The education system has been heavily scrutinised in recent years, with concerns regarding staffing shortages and experienced teachers leaving the profession.

England’s schools are facing a severe shortage of teachers with bigger class sizes and more subjects taught by staff without a relevant degree, says the Education Policy Institute (EPI).

Whilst calls for targeted pay is a frequently mentioned potential solution, the current economic climate means that increasing teacher salaries is not going to be a decision that is taken easily.

Therefore, other options are being explored by schools, including the use of volunteers, which is a solution that we believe could help free up teachers’ valuable time.

Finding Volunteers

Parents and retired people from the community are often keen to get more involved in education and ‘give something back’. Of course, anyone working within schools must have Enhanced DBS checks, as with any other role in the school.

Advertising for volunteers can be as simple as sending a letter to parents, putting up posters in school or writing about volunteering on the school website.

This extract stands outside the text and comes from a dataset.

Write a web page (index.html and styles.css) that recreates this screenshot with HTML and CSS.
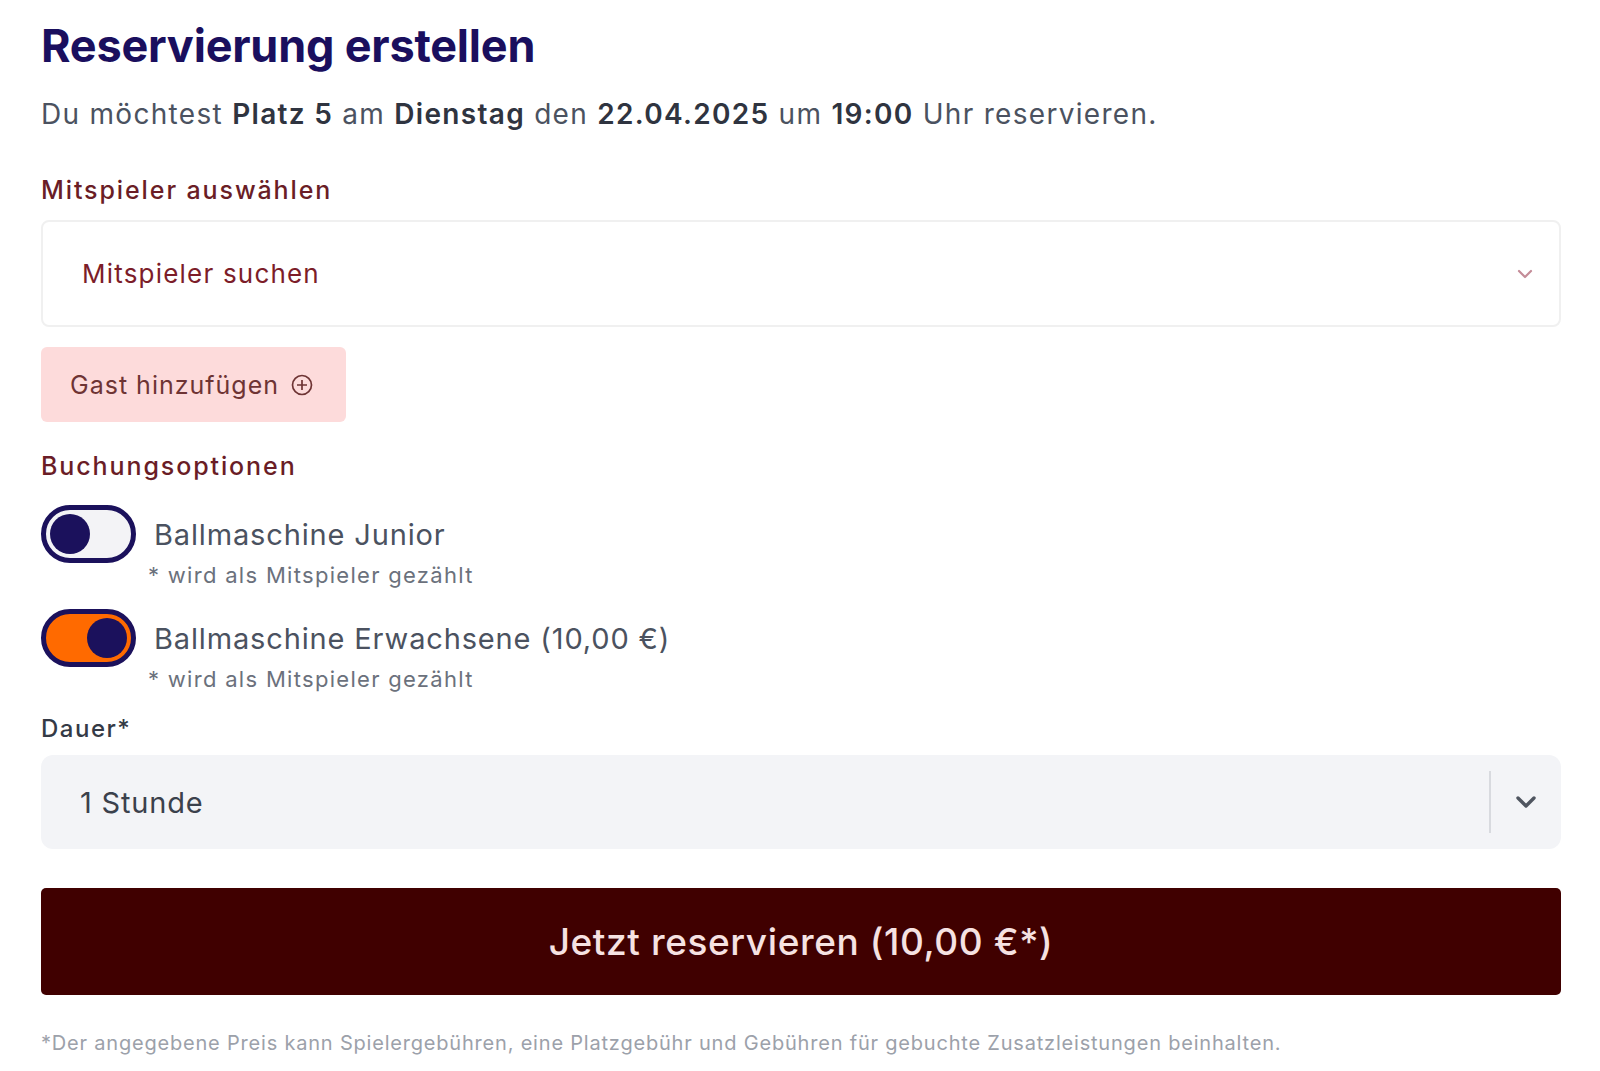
FILE: index.html
```html
<!DOCTYPE html>
<html lang="de">
<head>
<meta charset="utf-8"/>
<title>Reservierung erstellen</title>
<meta content="width=device-width, initial-scale=1.0" name="viewport"/>
<link rel="stylesheet" href="styles.css">
</head>
<body>
<div class="page">
  <h1 class="title">Reservierung erstellen</h1>
  <p class="intro">Du möchtest <b>Platz 5</b> am <b>Dienstag</b> den <b>22.04.2025</b> um <b>19:00</b> Uhr reservieren.</p>

  <label class="field-label">Mitspieler auswählen</label>
  <div class="player-select">
    <span class="placeholder">Mitspieler suchen</span>
    <svg class="chevron-small" width="16" height="10" viewBox="0 0 16 10"><path d="M2 2 L8 8 L14 2" fill="none" stroke="#c48c98" stroke-width="2.2" stroke-linecap="round" stroke-linejoin="round"/></svg>
  </div>

  <button class="guest-btn">Gast hinzufügen
    <svg width="22" height="22" viewBox="0 0 22 22"><circle cx="11" cy="11" r="9.5" fill="none" stroke="#6e3434" stroke-width="1.7"/><path d="M11 6 V16 M6 11 H16" stroke="#6e3434" stroke-width="1.7"/></svg>
  </button>

  <label class="field-label options-label">Buchungsoptionen</label>
  <div class="option">
    <span class="toggle"><span class="knob"></span></span>
    <div class="option-text">
      <div class="option-name">Ballmaschine Junior</div>
      <div class="option-note">* wird als Mitspieler gezählt</div>
    </div>
  </div>
  <div class="option">
    <span class="toggle on"><span class="knob"></span></span>
    <div class="option-text">
      <div class="option-name">Ballmaschine Erwachsene (10,00 €)</div>
      <div class="option-note">* wird als Mitspieler gezählt</div>
    </div>
  </div>

  <label class="duration-label">Dauer*</label>
  <div class="duration-select">
    <span class="value">1 Stunde</span>
    <span class="sep"></span>
    <svg class="chevron" width="22" height="14" viewBox="0 0 22 14"><path d="M3 3 L11 11 L19 3" fill="none" stroke="#4f5560" stroke-width="3.4" stroke-linecap="round" stroke-linejoin="round"/></svg>
  </div>

  <button class="submit-btn">Jetzt reservieren (10,00 €*)</button>
  <p class="footnote">*Der angegebene Preis kann Spielergebühren, eine Platzgebühr und Gebühren für gebuchte Zusatzleistungen beinhalten.</p>
</div>
</body>
</html>
```

FILE: styles.css
```css
body {
  margin: 0;
  background: #fff;
  font-family: Inter, 'Noto Sans', sans-serif;
}
.page {
  padding: 19px 39px 0 41px;
}
.title {
  margin: 0;
  font-size: 45px;
  line-height: 54px;
  font-weight: 700;
  color: #1a0f5e;
  letter-spacing: -0.2px;
}
.intro {
  margin: 23px 0 0;
  font-size: 28px;
  line-height: 36px;
  letter-spacing: 1.3px;
  color: #4b5260;
}
.intro b { font-weight: 600; color: #2f3440; }
.field-label {
  display: block;
  margin-top: 43px;
  font-size: 25px;
  line-height: 30px;
  font-weight: 500;
  letter-spacing: 1.9px;
  color: #6a1d26;
}
.player-select {
  margin-top: 15px;
  height: 107px;
  box-sizing: border-box;
  border: 2px solid #f0f0f0;
  border-radius: 8px;
  background: #fff;
  display: flex;
  align-items: center;
  justify-content: space-between;
  padding: 0 26px 0 39px;
}
.placeholder { font-size: 26px; letter-spacing: 1.2px; color: #7c1d29; }
.guest-btn {
  margin-top: 20px;
  height: 75px;
  padding: 0 33px 0 29px;
  border: none;
  border-radius: 6px;
  background: #fddbdb;
  color: #6e3434;
  font-family: inherit;
  font-size: 25px;
  letter-spacing: 1px;
  display: flex;
  align-items: center;
  gap: 12px;
}
.options-label { margin-top: 29px; }
.option {
  display: flex;
  gap: 18px;
  margin-top: 24px;
}
.option + .option { margin-top: 21px; }
.toggle {
  flex: none;
  width: 95px;
  height: 58px;
  box-sizing: border-box;
  border: 5px solid #1b115c;
  border-radius: 29px;
  background: #f3f3f6;
  padding: 4px;
  display: flex;
}
.toggle.on { background: #ff6a00; justify-content: flex-end; }
.knob {
  width: 40px;
  height: 40px;
  border-radius: 50%;
  background: #1b115c;
}
.option-name {
  margin-top: 13px;
  font-size: 29px;
  line-height: 34px;
  letter-spacing: 0.85px;
  color: #4b5260;
}
.option-note {
  margin: 10px 0 0 -6px;
  font-size: 22px;
  line-height: 26px;
  letter-spacing: 1.3px;
  color: #6b717c;
}
.duration-label {
  display: block;
  margin-top: 22px;
  font-size: 24px;
  line-height: 30px;
  font-weight: 500;
  letter-spacing: 1.5px;
  color: #343a46;
}
.duration-select {
  margin-top: 11px;
  height: 94px;
  border-radius: 12px;
  background: #f3f4f7;
  display: flex;
  align-items: center;
  padding: 0 24px 0 39px;
}
.duration-select .value { flex: 1; font-size: 29px; letter-spacing: 0.8px; color: #3b414c; }
.sep { width: 2px; height: 62px; background: #d8dadf; margin-right: 24px; }
.submit-btn {
  display: block;
  width: 100%;
  margin-top: 39px;
  height: 107px;
  border: none;
  border-radius: 5px;
  background: #400000;
  color: #f6e2e2;
  font-family: inherit;
  font-size: 37px;
  font-weight: 500;
  letter-spacing: 0.6px;
}
.footnote {
  margin: 36px 0 0;
  font-size: 20px;
  line-height: 24px;
  letter-spacing: 0.8px;
  color: #9ca1aa;
}
```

You could even advertise in local media.

You can attract volunteers by pointing out the benefits – e.g. work experience for students, the opportunity to share their skills, building networks within the school, and feeling more connected to the community.

Once the relevant checks have been made, you can collate a central list of volunteers with their different skills and experience, availability, their volunteering preferences and any other relevant information.

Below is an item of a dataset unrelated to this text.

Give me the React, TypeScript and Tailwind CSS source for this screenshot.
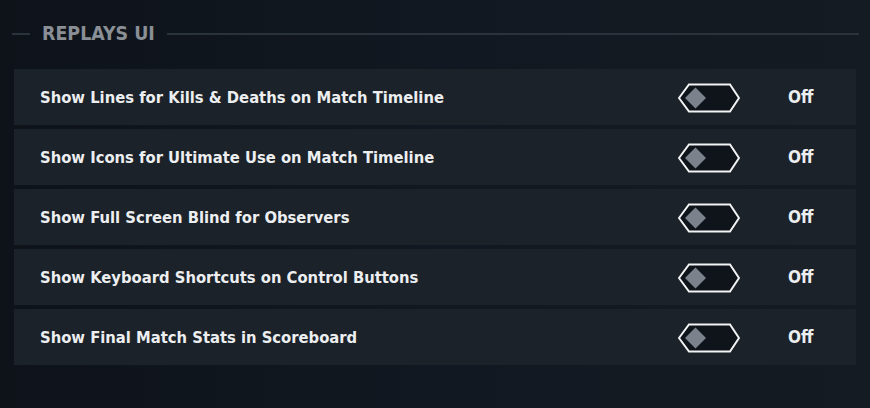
import React from 'react'

const SETTINGS = [
  'Show Lines for Kills & Deaths on Match Timeline',
  'Show Icons for Ultimate Use on Match Timeline',
  'Show Full Screen Blind for Observers',
  'Show Keyboard Shortcuts on Control Buttons',
  'Show Final Match Stats in Scoreboard',
]

function HexToggle() {
  return (
    <svg width="62" height="30" viewBox="0 0 62 30" className="block">
      <polygon
        points="1,15 11,1.5 52,1.5 61,15 52,28.5 11,28.5"
        fill="#0f141b"
        stroke="#f2f3f4"
        strokeWidth="2"
        strokeLinejoin="miter"
      />
      <polygon points="17.5,4.5 28,15 17.5,25.5 7,15" fill="#7b828b" />
    </svg>
  )
}

function SettingRow({ label }: { label: string }) {
  return (
    <div className="flex h-[56px] items-center bg-[#1b2229] pl-[26px]">
      <span className="flex-1 pt-[2px] text-[16.45px] font-bold text-[#eceef0]">{label}</span>
      <div className="w-[60px] mr-[48px] pt-[1px]">
        <HexToggle />
      </div>
      <span className="w-[70px] pl-[2px] pt-[2px] text-[17px] font-bold text-[#eceef0]">Off</span>
    </div>
  )
}

export default function App() {
  return (
    <div
      className="h-[408px] w-[870px] overflow-hidden bg-gradient-to-r from-[#0e131a] via-[#121821] to-[#141b23] pt-[22px]"
      style={{ fontFamily: '"DejaVu Sans Condensed", "DejaVu Sans", sans-serif' }}
    >
      <div className="flex items-center pl-[12px] pr-[11px]">
        <div className="h-[2px] w-[18px] bg-[#2a323b]" />
        <span className="px-[12px] text-[19.4px] font-bold uppercase leading-[24px] text-[#8a8f96]">
          Replays UI
        </span>
        <div className="h-[2px] flex-1 bg-[#2a323b]" />
      </div>
      <div className="mt-[23px] ml-[14px] mr-[14px] flex flex-col gap-[4px]">
        {SETTINGS.map((s) => (
          <SettingRow key={s} label={s} />
        ))}
      </div>
    </div>
  )
}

Teach Hub offers some insight into how you could use volunteers in your school and we have compiled some additional ideas below.

Different ways to use volunteers

Reading group volunteers – Helping children with their reading is one example of how a volunteer system could work well.

Volunteers simply need to listen to students reading their books and provide guidance where necessary.

Sports coaches – Some parents will have sports skills that could really benefit students, they may have played amateur football, managed a college netball team or are still heavily involved in sports.

They could bring their experience and skills into the school to run sessions, either regularly or as one-off taster sessions.

One-on-one support – Most students will benefit from some one-on-one support and as a teacher, you rarely have enough time to do that effectively for all your students.

A volunteer could take it in turns to sit with students in lessons to see if there are any areas they are struggling with a provide support.

Digital skills – If you don’t have IT specialists in the school then it could be a good idea to look at parents’ skills or even approach local technology-centric businesses to see if any of their employees would like to help through some volunteer work.

This could involve anything from volunteers showing students how to create interactive Powerpoints, to learning how to set up a basic website.

Help with events – You could ask for support when there are charity events, field trips, sports events etc. to help spread the tasks over a bigger team of people.

This is ideal for the parents that cannot volunteer on a regular basis but still want to support the school.

These are just a few of the ways that volunteers could add real value to the school but it is important to have a good setup in place, where you have reliable volunteers that are genuinely supporting the school’s objectives.